As for Bonnie Wright, her portrayal of Ginny seemed stale. I never felt the chemistry between her and Harry, not even during their kiss. I mean, Ginny has loved Harry ever since the day she laid eyes on him, and even more since he saved her from the evil diary of Tom Riddle. I just did not get that feeling from her, or unreal exhilaration of when they finally hook up.

The visuals and CGI in HP6 were executed very well. They complimented the story being told in a manner that makes you focus on the events taking place and the characters in them as opposed to the grand effects. This film did not really bolster a lot of unreal magical scenes, but the use of technology to help best tell this tale was perfect.

This newest Potter film, like almost every Potter film before it left me disappointed. Not that I was not happy with the final product, but the screenwriter Mr. Kloves failure to grasp some of the most important concepts in the books. Even though by saying this I am ignoring the advice I laid out at the beginning of this article, it is just too hard to downplay some of the glaring differences between the books and movies.

I have enjoyed every Potter film, but in writing the scripts for these films it begs the question: Why mess with the perfection that is the books? I am not talking about leaving parts out, because obviously you have to condense a 672 page book to make a plausible movie script. When the writers go and change things that J.K. Rowling has so perfectly already written, it just pisses me off. (Harry standing below to watch Dumbledore die? No Death Eaters vs. Order standoff at Hogwarts??)

For more on what pissed me off about HP6, here is much more.

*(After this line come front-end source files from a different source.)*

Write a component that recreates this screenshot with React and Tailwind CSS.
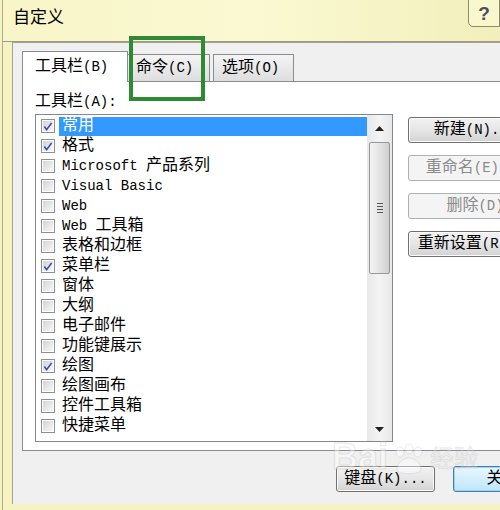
import React from "react";

const ui = '"Liberation Mono", "Noto Sans CJK SC", monospace';

// ascii runs get the narrow mono face, the rest stays CJK
const Mixed = ({ text }) => {
  const parts = text.match(/[\x20-\x7e]+|[^\x20-\x7e]+/g) || [];
  return (
    <span className="whitespace-pre">
      {parts.map((p, i) =>
        /^[\x20-\x7e]+$/.test(p) ? (
          <span key={i} className="text-[14px]">
            {p}
          </span>
        ) : (
          <span key={i}>{p}</span>
        )
      )}
    </span>
  );
};

const items = [
  ["常用", true],
  ["格式", true],
  ["Microsoft 产品系列", false],
  ["Visual Basic", false],
  ["Web", false],
  ["Web 工具箱", false],
  ["表格和边框", false],
  ["菜单栏", true],
  ["窗体", false],
  ["大纲", false],
  ["电子邮件", false],
  ["功能键展示", false],
  ["绘图", true],
  ["绘图画布", false],
  ["控件工具箱", false],
  ["快捷菜单", false],
];

const CheckBox = ({ checked }) => (
  <div className="w-[14px] h-[14px] border border-[#8e8f8f] bg-white p-px shrink-0">
    <div className="w-full h-full bg-gradient-to-br from-[#d4d4d4] to-[#f8f8f8] flex items-center justify-center">
      {checked && (
        <svg width="11" height="11" viewBox="0 0 11 11">
          <path
            d="M1.5 5.5 L4 9 L9.5 1.5"
            fill="none"
            stroke="#3a4ea6"
            strokeWidth="1.8"
          />
        </svg>
      )}
    </div>
  </div>
);

const Button = ({ label, disabled, focused, className = "" }) => (
  <div
    className={`h-[26px] rounded-[3px] border flex items-center justify-center text-[16px] whitespace-nowrap ${
      disabled
        ? "border-[#adb2b5] bg-[#f4f4f4] text-[#8a8a8a]"
        : focused
        ? "border-[#3c7fb1] bg-gradient-to-b from-[#eaf6fd] to-[#bee6fd] text-black shadow-[inset_0_0_0_1px_#9fd2f3]"
        : "border-[#707070] bg-gradient-to-b from-[#f2f2f2] via-[#e6e6e6] to-[#d2d2d2] text-black shadow-[inset_0_0_0_1px_#fbfbfb]"
    } ${className}`}
  >
    <Mixed text={label} />
  </div>
);

const Scrollbar = () => (
  <div className="w-[25px] h-full bg-gradient-to-r from-[#e8e8e8] via-[#f4f4f4] to-[#e8e8e8] flex flex-col items-center">
    <div className="h-[26px] w-full flex items-center justify-center">
      <svg width="9" height="5" viewBox="0 0 9 5">
        <path d="M0 5 L4.5 0 L9 5 Z" fill="#222" />
      </svg>
    </div>
    <div className="mt-px w-[21px] h-[132px] rounded-[2px] border border-[#979797] bg-gradient-to-r from-[#f3f3f3] via-[#e4e4e4] to-[#cfcfcf] flex flex-col items-center justify-center gap-[2px]">
      <div className="w-[6px] h-px bg-[#555]" />
      <div className="w-[6px] h-px bg-[#555]" />
      <div className="w-[6px] h-px bg-[#555]" />
      <div className="w-[6px] h-px bg-[#555]" />
    </div>
    <div className="flex-1" />
    <div className="h-[24px] w-full flex items-center justify-center">
      <svg width="9" height="5" viewBox="0 0 9 5">
        <path d="M0 0 L9 0 L4.5 5 Z" fill="#222" />
      </svg>
    </div>
  </div>
);

export default function App() {
  return (
    <div
      className="relative w-[500px] h-[510px] overflow-hidden bg-[#f6f3c2] pl-[2px]"
      style={{ fontFamily: ui }}
    >
      <div className="h-full border-l border-[#b1ae8c] flex flex-col">
        {/* title bar */}
        <div className="h-[42px] shrink-0 flex justify-between bg-gradient-to-r from-[#f8f5c8] via-[#fbf9d2] to-[#f2efbc] border-b border-[#9e9c80]">
          <span className="ml-[10px] mt-[8px] text-[17px] leading-[22px] text-black">
            自定义
          </span>
          <div className="w-[32px] h-[28px] -mt-px border border-[#8b8a6c] rounded-bl-[5px] bg-[#f9f7cc] flex items-center justify-center">
            <span
              className="text-[19px] font-bold text-[#4d4d66] leading-none"
              style={{ fontFamily: '"Liberation Sans", sans-serif' }}
            >
              ?
            </span>
          </div>
        </div>

        {/* client area */}
        <div className="ml-[9px] w-[540px] h-[462px] shrink-0 bg-[#f0f0f0] border-l border-t border-[#a2a196] pl-[9px] pt-[8px] flex flex-col">
          {/* tabs */}
          <div className="h-[30px] flex items-end relative z-10">
            <div className="w-[106px] h-[31px] -mb-px bg-white border border-b-0 border-[#898c95] flex items-center pl-[12px] text-[16px]">
              <Mixed text="工具栏(B)" />
            </div>
            <div className="w-[82px] h-[27px] border border-b-0 border-l-0 border-[#898c95] bg-gradient-to-b from-[#f4f4f4] to-[#dedede] flex items-center pl-[8px] text-[16px]">
              <Mixed text="命令(C)" />
            </div>
            <div className="w-[3px]" />
            <div className="w-[81px] h-[27px] border border-b-0 border-[#898c95] bg-gradient-to-b from-[#f4f4f4] to-[#dedede] flex items-center pl-[8px] text-[16px]">
              <Mixed text="选项(O)" />
            </div>
          </div>

          {/* tab page */}
          <div className="w-[530px] h-[370px] bg-white border border-[#898c95] pl-[12px] pt-[10px] flex flex-col">
            <div className="h-[20px] flex items-center text-[16px]">
              <Mixed text="工具栏(A):" />
            </div>
            <div className="mt-[2px] flex">
              <div className="w-[358px] h-[328px] border border-[#828790] flex">
                <div className="flex-1 pt-px flex flex-col">
                  {items.map(([name, checked], i) => (
                    <div key={name} className="h-[20px] flex items-center pl-[5px]">
                      <CheckBox checked={checked} />
                      <div
                        className={`ml-[4px] h-[19px] flex items-center pl-[3px] text-[16px] ${
                          i === 0
                            ? "flex-1 bg-[#3399ff] text-white"
                            : "text-black"
                        }`}
                      >
                        <Mixed text={name} />
                      </div>
                    </div>
                  ))}
                </div>
                <Scrollbar />
              </div>
              <div className="ml-[15px] pt-[3px] flex flex-col gap-[12px]">
                <Button label="新建(N)..." className="w-[134px]" />
                <Button label="重命名(E)..." disabled className="w-[134px]" />
                <Button label="删除(D)" disabled className="w-[134px]" />
                <Button label="重新设置(R)..." className="w-[134px]" />
              </div>
            </div>
          </div>

          {/* bottom buttons */}
          <div className="mt-[15px] ml-[314px] flex gap-[18px]">
            <Button label="键盘(K)..." className="w-[109px]" />
            <Button label="关闭" focused className="w-[109px]" />
          </div>
        </div>
      </div>

      {/* annotation box */}
      <div className="absolute left-[129px] top-[36px] w-[76px] h-[65px] border-[4px] border-[#2f8a36] z-20" />

      {/* watermark */}
      <div className="absolute left-[332px] top-[438px] z-20 pointer-events-none opacity-40 flex flex-col items-start">
        <div className="flex items-end gap-[4px]">
          <span
            className="text-[36px] leading-[38px] font-bold text-white"
            style={{ fontFamily: '"Liberation Sans", sans-serif', WebkitTextStroke: "1px #c9c9c9" }}
          >
            Bai
          </span>
          <svg width="34" height="32" viewBox="0 0 34 32">
            <g fill="white" stroke="#c9c9c9" strokeWidth="1">
              <ellipse cx="8" cy="8" rx="4" ry="5" />
              <ellipse cx="17" cy="5" rx="4" ry="5" />
              <ellipse cx="26" cy="8" rx="4" ry="5" />
              <path d="M5 26 C5 18 12 14 17 14 C22 14 29 18 29 26 C29 31 5 31 5 26 Z" />
            </g>
          </svg>
          <span className="text-[24px] leading-[30px] text-white" style={{ WebkitTextStroke: "1px #c9c9c9" }}>
            经验
          </span>
        </div>
      </div>
    </div>
  );
}
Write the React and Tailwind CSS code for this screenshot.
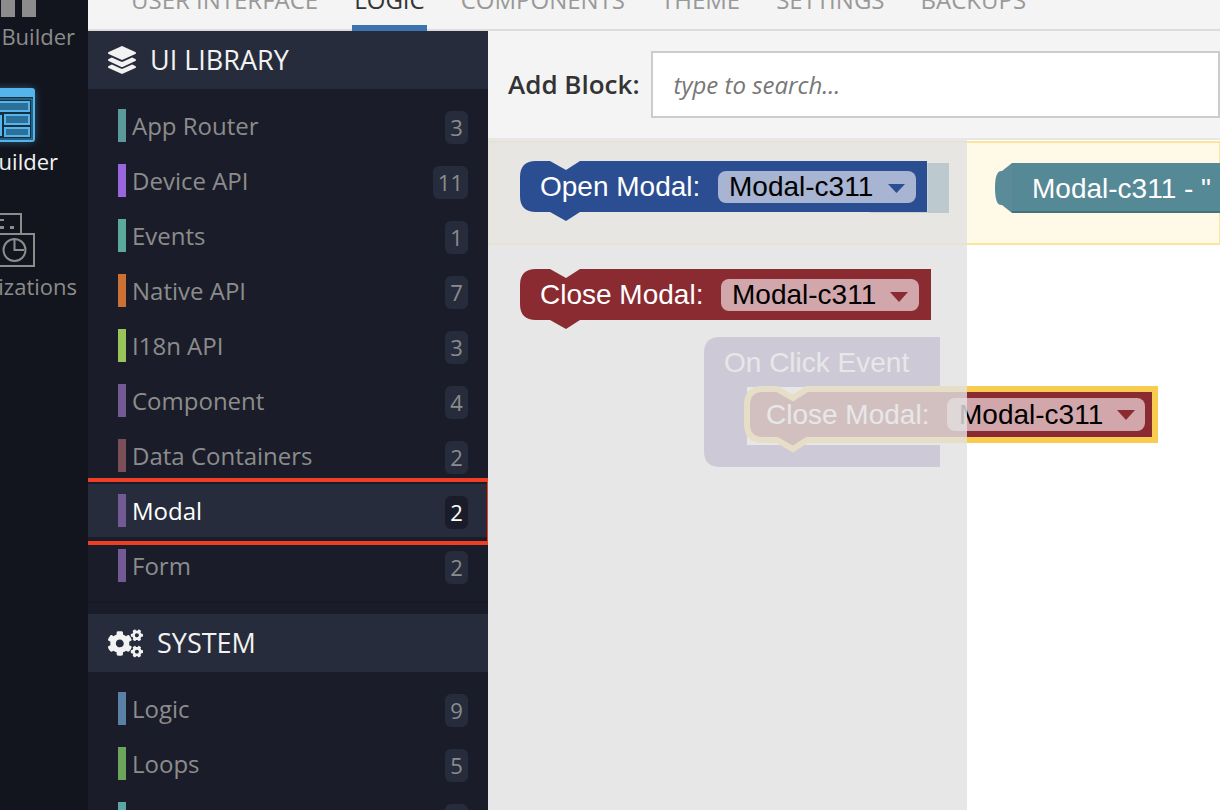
import { FaLayerGroup, FaCogs } from 'react-icons/fa'

const tabs = [
  { label: 'USER INTERFACE' },
  { label: 'LOGIC', active: true },
  { label: 'COMPONENTS' },
  { label: 'THEME' },
  { label: 'SETTINGS' },
  { label: 'BACKUPS' },
]

const libraryItems = [
  { label: 'App Router', count: 3, bar: 'bg-[#5b9a9a]' },
  { label: 'Device API', count: 11, bar: 'bg-[#9966dd]' },
  { label: 'Events', count: 1, bar: 'bg-[#5ba99c]' },
  { label: 'Native API', count: 7, bar: 'bg-[#cc7033]' },
  { label: 'I18n API', count: 3, bar: 'bg-[#99c45a]' },
  { label: 'Component', count: 4, bar: 'bg-[#745a95]' },
  { label: 'Data Containers', count: 2, bar: 'bg-[#7a4f58]' },
  { label: 'Modal', count: 2, bar: 'bg-[#745a95]', active: true },
  { label: 'Form', count: 2, bar: 'bg-[#745a95]' },
]

const systemItems = [
  { label: 'Logic', count: 9, bar: 'bg-[#5b80a5]' },
  { label: 'Loops', count: 5, bar: 'bg-[#6ba55b]' },
  { label: '', count: '', bar: 'bg-[#5ba5a5]' },
]

function RailLabel({ children, className }) {
  return (
    <div className={`flex justify-end h-[30px] leading-[30px] text-[22px] whitespace-nowrap ${className}`}>
      {children}
    </div>
  )
}

function Rail() {
  return (
    <aside className="w-[88px] shrink-0 h-full overflow-hidden flex flex-col bg-[#12151e]">
      <svg width="88" height="17" className="block shrink-0">
        <rect x="1" y="0" width="14" height="17" fill="#8c8c8c" />
        <rect x="22" y="0" width="14" height="17" fill="#8c8c8c" />
      </svg>
      <RailLabel className="mt-[4px] pr-[13px] text-[#8c8c8c]">Builder</RailLabel>

      <svg width="88" height="66" viewBox="0 82 88 66" className="block shrink-0 mt-[31px] -mb-[6px]">
        <defs>
          <filter id="glow" x="-40%" y="-40%" width="180%" height="180%">
            <feGaussianBlur stdDeviation="4" />
          </filter>
        </defs>
        <rect x="-12" y="89" width="46" height="52" rx="2" fill="#4aa9e0" opacity="0.55" filter="url(#glow)" />
        <rect x="-12" y="89" width="46" height="52" rx="2" fill="#12303f" stroke="#55b4ec" strokeWidth="2" />
        <rect x="-12" y="90" width="45" height="7" fill="#55b4ec" />
        <rect x="-10" y="99" width="42" height="40" fill="none" stroke="#3f8fc2" strokeWidth="1" />
        <rect x="-8" y="102" width="37" height="9" fill="#2c6f98" stroke="#55b4ec" strokeWidth="2" />
        <rect x="-8" y="115" width="10" height="21" fill="#55b4ec" />
        <rect x="5" y="115" width="24" height="9" fill="#2c6f98" stroke="#55b4ec" strokeWidth="2" />
        <rect x="5" y="128" width="24" height="8" fill="#2c6f98" stroke="#55b4ec" strokeWidth="2" />
      </svg>
      <RailLabel className="mt-[4px] pr-[30px] text-[#f2f2f2]">App Builder</RailLabel>

      <svg width="88" height="55" viewBox="0 213 88 55" className="block shrink-0 mt-[37px]">
        <path d="M-4 214H21V233" fill="none" stroke="#8c8c8c" strokeWidth="2" />
        <rect x="-2" y="219" width="6" height="2" fill="#8c8c8c" />
        <rect x="0" y="226" width="4" height="3" fill="#8c8c8c" />
        <rect x="10" y="226" width="4" height="3" fill="#8c8c8c" />
        <rect x="-6" y="234" width="40" height="32" fill="none" stroke="#8c8c8c" strokeWidth="2" />
        <circle cx="14.5" cy="250" r="11" fill="none" stroke="#8c8c8c" strokeWidth="2" />
        <path d="M14.5 240V250H24" fill="none" stroke="#8c8c8c" strokeWidth="2" />
      </svg>
      <RailLabel className="mt-[3px] pr-[11px] text-[#8c8c8c]">Visualizations</RailLabel>
    </aside>
  )
}

function TopTabs() {
  return (
    <div className="h-[31px] shrink-0 bg-[#f4f4f4] border-b-2 border-[#dcdcdc]">
      <nav className="flex h-[31px] pl-[41px] gap-[32px]">
        {tabs.map(tab => (
          <div
            key={tab.label}
            className={`h-[31px] px-[2px] whitespace-nowrap text-[24px] leading-[30px] ${
              tab.active ? 'text-[#333333] border-b-[6px] border-[#3d74b0]' : 'text-[#999999]'
            }`}
          >
            <span className="block -mt-[15px]">{tab.label}</span>
          </div>
        ))}
      </nav>
    </div>
  )
}

function CategoryRow({ item }) {
  return (
    <div className="relative h-[55px] py-px">
      <div className={`h-[53px] flex items-center pl-[30px] pr-[20px] ${item.active ? 'bg-[#262c3b]' : ''}`}>
        <span className={`w-[8px] h-[33px] shrink-0 ${item.bar}`} />
        <span className={`ml-[6px] flex-1 text-[24px] leading-[33px] ${item.active ? 'text-white' : 'text-[#8c8c8c]'}`}>
          {item.label}
        </span>
        <span
          className={`mt-[4px] h-[33px] min-w-[23px] px-[5px] rounded-[6px] text-center text-[22px] leading-[33px] ${
            item.active ? 'bg-[#1a1d29] text-white' : 'bg-[#262c3b] text-[#8c8c8c]'
          }`}
        >
          {item.count}
        </span>
      </div>
      {item.active && <div className="absolute -left-[4px] -right-[3px] -top-[5px] -bottom-[7px] border-4 border-[#ef3e25]" />}
    </div>
  )
}

function Sidebar() {
  return (
    <aside className="relative w-[400px] shrink-0 h-full overflow-hidden bg-[#1a1d29]">
      <div className="h-[58px] flex items-center pl-[20px] bg-[#262c3b] text-[#f2f2f2]">
        <FaLayerGroup className="w-[28px] h-[28px]" />
        <span className="ml-[14px] text-[27px]">UI LIBRARY</span>
      </div>
      <div className="py-[9px] border-b border-[#161923]">
        {libraryItems.map(item => <CategoryRow key={item.label} item={item} />)}
      </div>
      <div className="mt-[11px] h-[58px] flex items-center pl-[20px] bg-[#262c3b] text-[#f2f2f2]">
        <FaCogs className="w-[35px] h-[35px]" />
        <span className="ml-[14px] text-[27px]">SYSTEM</span>
      </div>
      <div className="py-[9px]">
        {systemItems.map(item => <CategoryRow key={item.bar} item={item} />)}
      </div>
    </aside>
  )
}

function BlockText({ x, y, className, children }) {
  return (
    <text x={x} y={y} className={`font-['Liberation_Sans',Arial,sans-serif] text-[28px] ${className}`}>
      {children}
    </text>
  )
}

// statement block with the notch on top and the bump below
function statementPath(x, y, w) {
  const h = 51
  return `M${x} ${y + 16}Q${x} ${y} ${x + 16} ${y}H${x + 30}L${x + 46} ${y + 9}L${x + 60} ${y}H${x + w}V${y + h}H${x + 60}L${x + 46} ${y + h + 9}L${x + 30} ${y + h}H${x + 16}Q${x} ${y + h} ${x} ${y + h - 16}Z`
}

function Workspace() {
  return (
    <svg width="732" height="670" viewBox="488 140 732 670" className="block">
      <rect x="488" y="140" width="732" height="670" fill="#ffffff" />
      <rect x="488" y="142" width="732" height="102" fill="#fff9e8" stroke="#fce49b" strokeWidth="2" />

      {/* teal block behind the flyout */}
      <rect x="870" y="163" width="79" height="50" fill="#5b8a99" />
      <path d="M1012 163V213L1002 205Q995 206 995 188Q995 170 1002 171L1012 163Z" fill="#5b8a99" />
      <rect x="1012" y="163" width="230" height="49" fill="#568996" />
      <rect x="1012" y="211" width="230" height="2" fill="#45727e" />
      <BlockText x="1032" y="198" className="fill-white">Modal-c311 - "</BlockText>

      {/* On Click Event, under the flyout */}
      <path d="M704 353Q704 337 720 337H940V387H747V445H940V467H720Q704 467 704 451Z" fill="#745ba5" />
      <BlockText x="724" y="372" className="fill-white">On Click Event</BlockText>

      {/* dragged block */}
      <path d={`${statementPath(747, 389, 408)}`} fill="#8a2a31" stroke="#f8cc50" strokeWidth="6" />
      <BlockText x="766" y="424" className="fill-white">Close Modal:</BlockText>
      <rect x="947" y="398" width="198" height="33" rx="8" fill="#d2a7ab" />
      <BlockText x="959" y="424" className="fill-black">Modal-c311</BlockText>
      <path d="M1117 410H1135L1126 420Z" fill="#8a2a31" />

      {/* flyout */}
      <rect x="488" y="140" width="479" height="670" fill="#e2e2e2" opacity="0.82" />

      <path d={statementPath(520, 161, 407)} fill="#2b4d92" />
      <rect x="928" y="163" width="21" height="50" fill="#bcc9cf" />
      <BlockText x="540" y="196" className="fill-white">Open Modal:</BlockText>
      <rect x="718" y="171" width="198" height="32" rx="8" fill="#a7b4d2" />
      <BlockText x="729" y="196" className="fill-black">Modal-c311</BlockText>
      <path d="M888 184H905L896.500 193Z" fill="#2b4d92" />

      <path d={statementPath(520, 269, 411)} fill="#8a2a31" />
      <BlockText x="540" y="304" className="fill-white">Close Modal:</BlockText>
      <rect x="721" y="279" width="198" height="32" rx="8" fill="#d2a7ab" />
      <BlockText x="732" y="304" className="fill-black">Modal-c311</BlockText>
      <path d="M890 292H908L899 302Z" fill="#8a2a31" />
    </svg>
  )
}

function Content() {
  return (
    <main className="flex-1 min-w-0 h-full overflow-hidden flex flex-col">
      <div className="h-[109px] shrink-0 flex items-center pl-[20px] bg-[#f4f4f4] border-b-2 border-[#e6e6e6]">
        <span className="text-[26px] font-semibold text-[#333333] whitespace-nowrap">Add Block:</span>
        <div className="ml-[11px] flex-1 h-[67px] flex items-center pl-[21px] bg-white border-2 border-[#cccccc]">
          <span className="text-[24px] italic text-[#777777]">type to search...</span>
        </div>
      </div>
      <Workspace />
    </main>
  )
}

export default function App() {
  return (
    <div className="w-[1220px] h-[810px] overflow-hidden flex font-['Open_Sans',sans-serif]">
      <Rail />
      <div className="flex-1 min-w-0 flex flex-col">
        <TopTabs />
        <div className="flex-1 min-h-0 flex">
          <Sidebar />
          <Content />
        </div>
      </div>
    </div>
  )
}
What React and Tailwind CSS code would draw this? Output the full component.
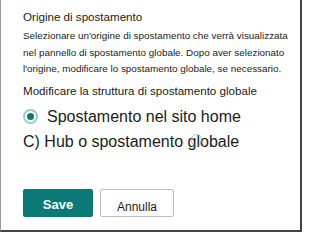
export default function App() {
  return (
    <div
      className="relative w-[302px] h-[232px] bg-white border-l border-r-2 border-b-2 border-l-[#9a9a9a] border-r-[#444] border-b-[#444] pl-[22px] pt-[9px] text-[#1b1b1b]"
      style={{ fontFamily: '"Liberation Sans", Arial, sans-serif' }}
    >
      <p className="text-[11.6px] leading-[16px] whitespace-nowrap">Origine di spostamento</p>

      <div className="mt-[3px] text-[9.9px] leading-[16.6px] whitespace-nowrap">
        <p>Selezionare un'origine di spostamento che verrà visualizzata</p>
        <p>nel pannello di spostamento globale. Dopo aver selezionato</p>
        <p>l'origine, modificare lo spostamento globale, se necessario.</p>
      </div>

      <p className="mt-[5px] text-[11.6px] leading-[16px] whitespace-nowrap">
        Modificare la struttura di spostamento globale
      </p>

      {/* radio options */}
      <div className="mt-[8px] flex items-center gap-[9px] h-[20px]">
        <span className="flex items-center justify-center w-[15px] h-[15px] rounded-full border-2 border-[#9cc9c8]">
          <span className="w-[7px] h-[7px] rounded-full bg-[#0b7a77]" />
        </span>
        <span className="text-[16px] leading-[20px] whitespace-nowrap">Spostamento nel sito home</span>
      </div>
      <div className="relative mt-[5px] h-[20px] flex items-center">
        <span className="text-[16px] leading-[20px] whitespace-nowrap">C) Hub o spostamento globale</span>
        <span className="absolute left-[168px] top-[2px] w-[11px] h-[12px] rounded-full border border-[#7fb2b3]/70" />
      </div>

      <div className="mt-[37px] flex gap-[7px]">
        <button className="w-[70px] h-[28px] rounded-[2px] bg-[#0b7a77] text-white text-[13px] font-bold pt-[3px]">
          Save
        </button>
        <button className="w-[74px] h-[28px] rounded-[2px] border border-[#bdbdbd] bg-white text-[12px] pt-[8px] leading-[14px]">
          Annulla
        </button>
      </div>
    </div>
  );
}
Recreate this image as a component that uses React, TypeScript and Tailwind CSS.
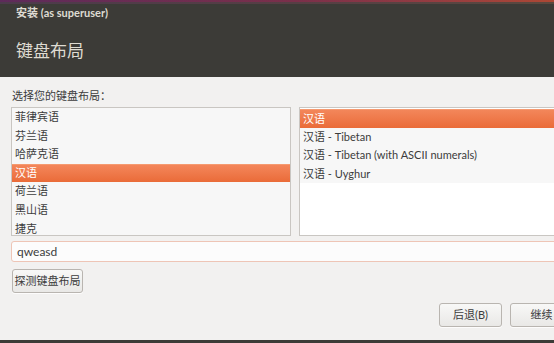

Overall, this newest chapter in the Potter series was another success. In my opinion it is the second best Potter of the movie series with The Prisoner of Azkaban fulfilling the top spot. The actors did an excellent job with the script they were given. Especially the chemistry between our three main characters Ron, Harry, Herminone. The script for the most part was very good, but for some reason I cannot bring myself to get over all the things that the writer Mr. Kloves changed or left out. It felt like Mr. Kloves didn't really understand the most important elements of the book Half-Blood Prince leaving "Potter Purists" wishing for much more. I would rate the movie higher strictly on a movie viewer basis, and rate it lower from the perspective as a "Potter Purist".

You know what I want? A CGI series of Harry Potter that is the exact books, word for word, played out in front of our eyes with the beautiful computer technology. Just like Star Wars did with their TV series. Wouldn't it be awesome to see every part of every book??